┌────────

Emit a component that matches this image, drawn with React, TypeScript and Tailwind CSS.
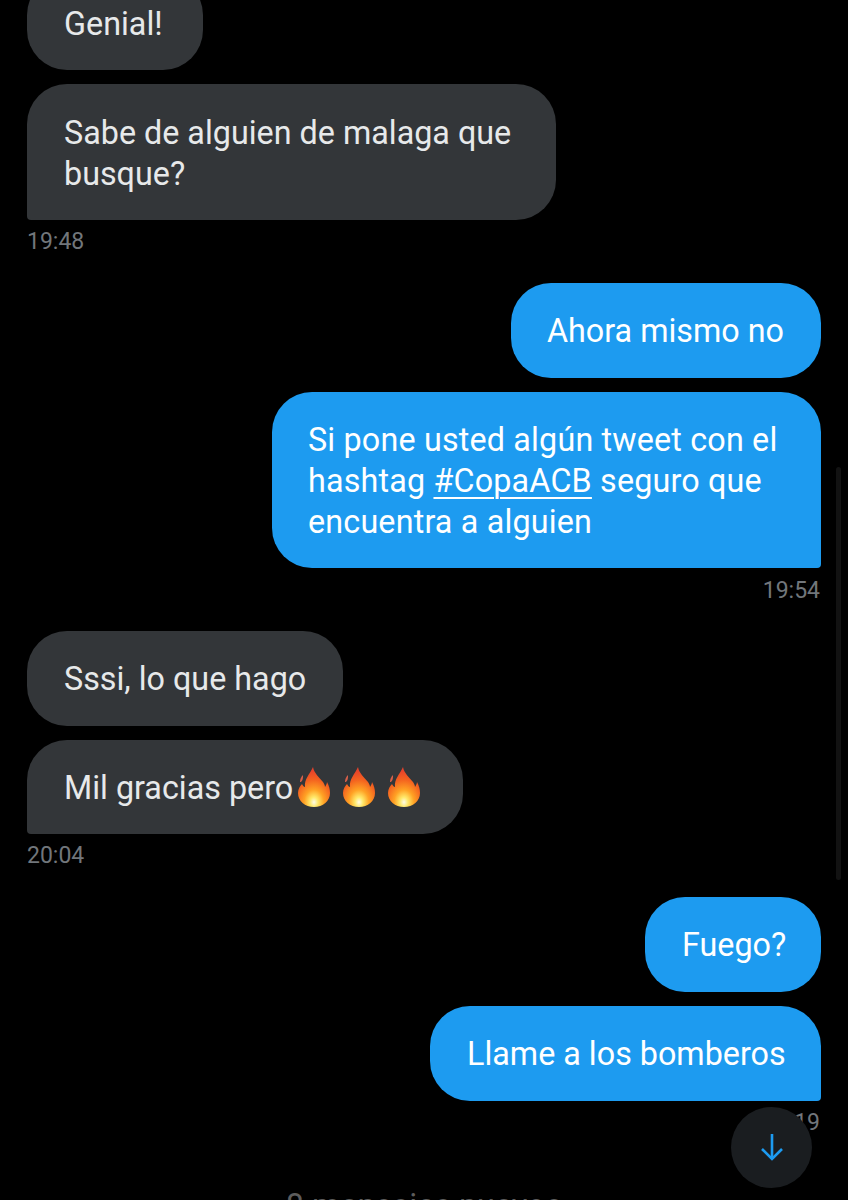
function Flame() {
  return (
    <svg viewBox="0 0 32 40" className="w-[32px] h-[40px] shrink-0">
      <defs>
        <radialGradient id="flameFill" cx="0.5" cy="0.88" r="0.78">
          <stop offset="0" stopColor="#fffce8" />
          <stop offset="0.16" stopColor="#ffe96a" />
          <stop offset="0.4" stopColor="#ffa224" />
          <stop offset="0.72" stopColor="#f4631f" />
          <stop offset="1" stopColor="#e8432a" />
        </radialGradient>
      </defs>
      <path
        d="M15 0C16 6 21 10 25 15 26 17 27 18 27 20 28 18 29 17 29 15 31 19 32 22 32 26 32 34 25 40 16 40 7 40 0 34 0 26 0 22 2 19 4 17 5 19 6 20 7 20 6 12 12 7 15 0z"
        fill="url(#flameFill)"
      />
      <path d="M2 15c0-3 1-5 3-7 0 3 0 5-2 7z" fill="#d9604a" />
    </svg>
  )
}

function Time({ children, right, className }: { children: string; right?: boolean; className: string }) {
  return (
    <div className={`${className} text-[23px] leading-[28px] text-[#71767b] ${right ? 'text-right pr-[1px]' : ''}`}>
      {children}
    </div>
  )
}

export default function App(): React.ReactElement {
  return (
    <div className="relative h-[1200px] w-[848px] overflow-hidden bg-black font-['Roboto',sans-serif] text-[32.3px] leading-[41px]">
      <div className="flex flex-col px-[27px] -mt-[25px]">
        {/* received */}
        <div className="self-start rounded-[40px] bg-[#333639] pl-[37px] pr-[40px] pt-[29px] pb-[25px] text-[#e7e9ea]">Genial!</div>
        <div className="self-start mt-[14px] w-[529px] rounded-[40px] rounded-bl-[4px] bg-[#333639] pl-[37px] pr-[30px] pt-[29px] pb-[25px] text-[#e7e9ea]">
          Sabe de alguien de malaga que busque?
        </div>
        <Time className="mt-[8px]">19:48</Time>

        {/* sent */}
        <div className="self-end mt-[27px] rounded-[40px] bg-[#1d9bf0] pl-[36px] pr-[37px] pt-[28px] pb-[26px] text-white">Ahora mismo no</div>
        <div className="self-end mt-[14px] w-[549px] rounded-[40px] rounded-br-[4px] bg-[#1d9bf0] pl-[36px] pr-[30px] pt-[28px] pb-[25px] tracking-[0.17px] text-white">
          Si pone usted algún tweet con el hashtag <span className="underline underline-offset-[5px] decoration-2">#CopaACB</span> seguro que encuentra a alguien
        </div>
        <Time right className="mt-[9px] -mb-[1px]">19:54</Time>

        {/* received */}
        <div className="self-start mt-[27px] rounded-[40px] bg-[#333639] px-[37px] pt-[28px] pb-[26px] text-[#e7e9ea]">Sssi, lo que hago</div>
        <div className="self-start mt-[14px] flex h-[94px] items-center rounded-[40px] rounded-bl-[4px] bg-[#333639] pl-[37px] pr-[43px] text-[#e7e9ea]">
          <span className="mt-[2px]">Mil gracias pero</span>
          <span className="ml-[5px] flex gap-[13px]">
            <Flame />
            <Flame />
            <Flame />
          </span>
        </div>
        <Time className="mt-[8px]">20:04</Time>

        {/* sent */}
        <div className="self-end mt-[27px] w-[176px] rounded-[40px] bg-[#1d9bf0] pl-[37px] pt-[28px] pb-[26px] text-white">Fuego?</div>
        <div className="self-end mt-[14px] w-[391px] rounded-[40px] rounded-br-[4px] bg-[#1d9bf0] pl-[37px] pt-[28px] pb-[26px] text-white">Llame a los bomberos</div>
        <Time right className="mt-[8px]">20:19</Time>

        <div className="mt-[49px] text-center text-[#5c5c5c]">8 mensajes nuevos</div>
      </div>

      {/* scrollbar */}
      <div className="absolute left-[836px] top-[467px] h-[413px] w-[5px] rounded-full bg-[#121212]" />

      {/* scroll to bottom */}
      <div className="absolute left-[731px] top-[1107px] flex h-[81px] w-[81px] items-center justify-center rounded-full bg-[#1a1d20]">
        <svg viewBox="0 0 24 28" className="h-[28px] w-[24px] -mt-[2px] ml-[1px] text-[#1d9bf0]" fill="none" stroke="currentColor" strokeWidth={2.6}>
          <path d="M12 1v25" />
          <path d="M2 16l10 10 10-10" />
        </svg>
      </div>
    </div>
  )
}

└────────

- _INSTRUCTION_
Quote the data exactly, leaving every image out of the copy.

- _EXERCISE RESPONSE_
Emit a component that matches this image, drawn with React, TypeScript and Tailwind CSS.
function Flame() {
  return (
    <svg viewBox="0 0 32 40" className="w-[32px] h-[40px] shrink-0">
      <defs>
        <radialGradient id="flameFill" cx="0.5" cy="0.88" r="0.78">
          <stop offset="0" stopColor="#fffce8" />
          <stop offset="0.16" stopColor="#ffe96a" />
          <stop offset="0.4" stopColor="#ffa224" />
          <stop offset="0.72" stopColor="#f4631f" />
          <stop offset="1" stopColor="#e8432a" />
        </radialGradient>
      </defs>
      <path
        d="M15 0C16 6 21 10 25 15 26 17 27 18 27 20 28 18 29 17 29 15 31 19 32 22 32 26 32 34 25 40 16 40 7 40 0 34 0 26 0 22 2 19 4 17 5 19 6 20 7 20 6 12 12 7 15 0z"
        fill="url(#flameFill)"
      />
      <path d="M2 15c0-3 1-5 3-7 0 3 0 5-2 7z" fill="#d9604a" />
    </svg>
  )
}

function Time({ children, right, className }: { children: string; right?: boolean; className: string }) {
  return (
    <div className={`${className} text-[23px] leading-[28px] text-[#71767b] ${right ? 'text-right pr-[1px]' : ''}`}>
      {children}
    </div>
  )
}

export default function App(): React.ReactElement {
  return (
    <div className="relative h-[1200px] w-[848px] overflow-hidden bg-black font-['Roboto',sans-serif] text-[32.3px] leading-[41px]">
      <div className="flex flex-col px-[27px] -mt-[25px]">
        {/* received */}
        <div className="self-start rounded-[40px] bg-[#333639] pl-[37px] pr-[40px] pt-[29px] pb-[25px] text-[#e7e9ea]">Genial!</div>
        <div className="self-start mt-[14px] w-[529px] rounded-[40px] rounded-bl-[4px] bg-[#333639] pl-[37px] pr-[30px] pt-[29px] pb-[25px] text-[#e7e9ea]">
          Sabe de alguien de malaga que busque?
        </div>
        <Time className="mt-[8px]">19:48</Time>

        {/* sent */}
        <div className="self-end mt-[27px] rounded-[40px] bg-[#1d9bf0] pl-[36px] pr-[37px] pt-[28px] pb-[26px] text-white">Ahora mismo no</div>
        <div className="self-end mt-[14px] w-[549px] rounded-[40px] rounded-br-[4px] bg-[#1d9bf0] pl-[36px] pr-[30px] pt-[28px] pb-[25px] tracking-[0.17px] text-white">
          Si pone usted algún tweet con el hashtag <span className="underline underline-offset-[5px] decoration-2">#CopaACB</span> seguro que encuentra a alguien
        </div>
        <Time right className="mt-[9px] -mb-[1px]">19:54</Time>

        {/* received */}
        <div className="self-start mt-[27px] rounded-[40px] bg-[#333639] px-[37px] pt-[28px] pb-[26px] text-[#e7e9ea]">Sssi, lo que hago</div>
        <div className="self-start mt-[14px] flex h-[94px] items-center rounded-[40px] rounded-bl-[4px] bg-[#333639] pl-[37px] pr-[43px] text-[#e7e9ea]">
          <span className="mt-[2px]">Mil gracias pero</span>
          <span className="ml-[5px] flex gap-[13px]">
            <Flame />
            <Flame />
            <Flame />
          </span>
        </div>
        <Time className="mt-[8px]">20:04</Time>

        {/* sent */}
        <div className="self-end mt-[27px] w-[176px] rounded-[40px] bg-[#1d9bf0] pl-[37px] pt-[28px] pb-[26px] text-white">Fuego?</div>
        <div className="self-end mt-[14px] w-[391px] rounded-[40px] rounded-br-[4px] bg-[#1d9bf0] pl-[37px] pt-[28px] pb-[26px] text-white">Llame a los bomberos</div>
        <Time right className="mt-[8px]">20:19</Time>

        <div className="mt-[49px] text-center text-[#5c5c5c]">8 mensajes nuevos</div>
      </div>

      {/* scrollbar */}
      <div className="absolute left-[836px] top-[467px] h-[413px] w-[5px] rounded-full bg-[#121212]" />

      {/* scroll to bottom */}
      <div className="absolute left-[731px] top-[1107px] flex h-[81px] w-[81px] items-center justify-center rounded-full bg-[#1a1d20]">
        <svg viewBox="0 0 24 28" className="h-[28px] w-[24px] -mt-[2px] ml-[1px] text-[#1d9bf0]" fill="none" stroke="currentColor" strokeWidth={2.6}>
          <path d="M12 1v25" />
          <path d="M2 16l10 10 10-10" />
        </svg>
      </div>
    </div>
  )
}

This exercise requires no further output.